Lob gibt es für den zweiten, den Hilfeteil im Bayerischen Psychisch-Kranken-Hilfe-Gesetz (BayPsychKHG). So soll der – bereits in Oberbayern und Mittelfranken installierte – Krisendienst auf ganz Bayern ausgeweitet und rund um die Uhr besetzt sein. Dafür werden 8,7 Millionen Euro eingeplant.

Professor Arno Deister, Präsident der DGPPN, machte allerdings deutlich: „So ist es vollkommen unverständlich, „dass dem Thema „Stärkung der psychiatrischen Versorgung“ im Gesetzesentwurf nur eine Seite gewidmet wird, während die Regelungen zur „Öffentlich-rechtlichen Unterbringung“, zum „Datenschutz“ und zu den „Schlussvorschriften“ die übrigen 80 Seiten des Dokumentes füllen. Diese Herangehensweise kann nur Ausdruck von Vorurteilen und mangelnder Information über Menschen mit psychischen Erkrankungen sein.” Die Fachgesellschaft schlägt der Bayerischen Landesregierung vor, ihr geplantes Gesetzesvorhaben zu überarbeiten. Sie stehe ihr dabei   zusammen mit dem „Aktionsbündnis Bayerisches Psychiatrie-Kranken-Hilfe-Gesetz“  beratend zur Verfügung. (Mehr zur Position der DGPPN unter: https://www.dgppn.de/schwerpunkte/menschenrechte.html )

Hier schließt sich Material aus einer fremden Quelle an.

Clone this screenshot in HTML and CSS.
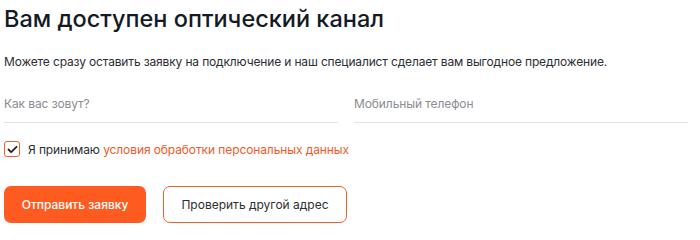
FILE: index.html
```html
<!DOCTYPE html>
<html lang="ru">
<head>
<meta charset="utf-8">
<link rel="stylesheet" href="styles.css">
</head>
<body>
<div class="form">
  <h1 class="title">Вам доступен оптический канал</h1>
  <p class="lead">Можете сразу оставить заявку на подключение и наш специалист сделает вам выгодное предложение.</p>
  <div class="fields">
    <div class="field"><span class="placeholder">Как вас зовут?</span></div>
    <div class="field"><span class="placeholder">Мобильный телефон</span></div>
  </div>
  <label class="agree">
    <span class="check">
      <svg width="11" height="9" viewBox="0 0 12 10"><path d="M1.5 5 L4.5 8 L10.5 2" fill="none" stroke="#222" stroke-width="2" stroke-linecap="round" stroke-linejoin="round"/></svg>
    </span>
    <span class="agree-text">Я принимаю <span class="link">условия обработки персональных данных</span></span>
  </label>
  <div class="buttons">
    <button class="btn btn-primary">Отправить заявку</button>
    <button class="btn btn-outline">Проверить другой адрес</button>
  </div>
</div>
</body>
</html>
```

FILE: styles.css
```css
* { box-sizing: border-box; }
html, body { margin: 0; padding: 0; background: #fff; }
body { font-family: Inter, "Noto Sans", sans-serif; color: #1f2229; }
.form { padding: 4px 12px 0 4px; }
.title { margin: 0; font-size: 23.5px; font-weight: 500; line-height: 30px; color: #151a24; letter-spacing: 0; }
.lead { margin: 19px 0 0; font-size: 12px; line-height: 18px; color: #2b2e35; letter-spacing: -0.15px; }
.fields { display: grid; grid-template-columns: 1fr 1fr; column-gap: 16px; margin-top: 21px; }
.field { height: 31px; border-bottom: 1.5px solid #e3e3e6; }
.placeholder { font-size: 12px; line-height: 18px; color: #8a8c92; letter-spacing: -0.1px; }
.agree { display: flex; align-items: center; gap: 8px; margin-top: 18px; font-size: 12px; color: #2b2e35; letter-spacing: -0.1px; }
.check { width: 16px; height: 16px; border: 1.5px solid #f2602a; border-radius: 3px; display: flex; align-items: center; justify-content: center; }
.link { color: #f05a28; }
.buttons { display: flex; gap: 17px; margin-top: 29px; }
.btn { height: 37px; border-radius: 7px; font-family: Inter, "Noto Sans", sans-serif; font-size: 12px; font-weight: 500; cursor: pointer; padding: 0; }
.btn-primary { width: 142px; background: #ff5a1f; border: none; color: #fff; }
.btn-outline { width: 184px; background: #fff; border: 1.5px solid #f2602a; color: #2b2e35; font-weight: 400; }
```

Bayern hat bundesweit die höchsten Unterbringungszahlen. Erklärtes Ziel ist daher, die Zwangseinweisungen soweit möglich zu verringern. Laut Bayerischem Rundfunk wurden in Bayern  2015 etwa 60.000 Menschen gegen ihren Willen in eine Psychiatrie gebracht. Zum Vergleich: Nordrhein-Westfalen zählte demnach im gleichen  Jahr circa 48.000 Zwangseinweisungen – bei eineinhalb Mal so vielen Einwohnern.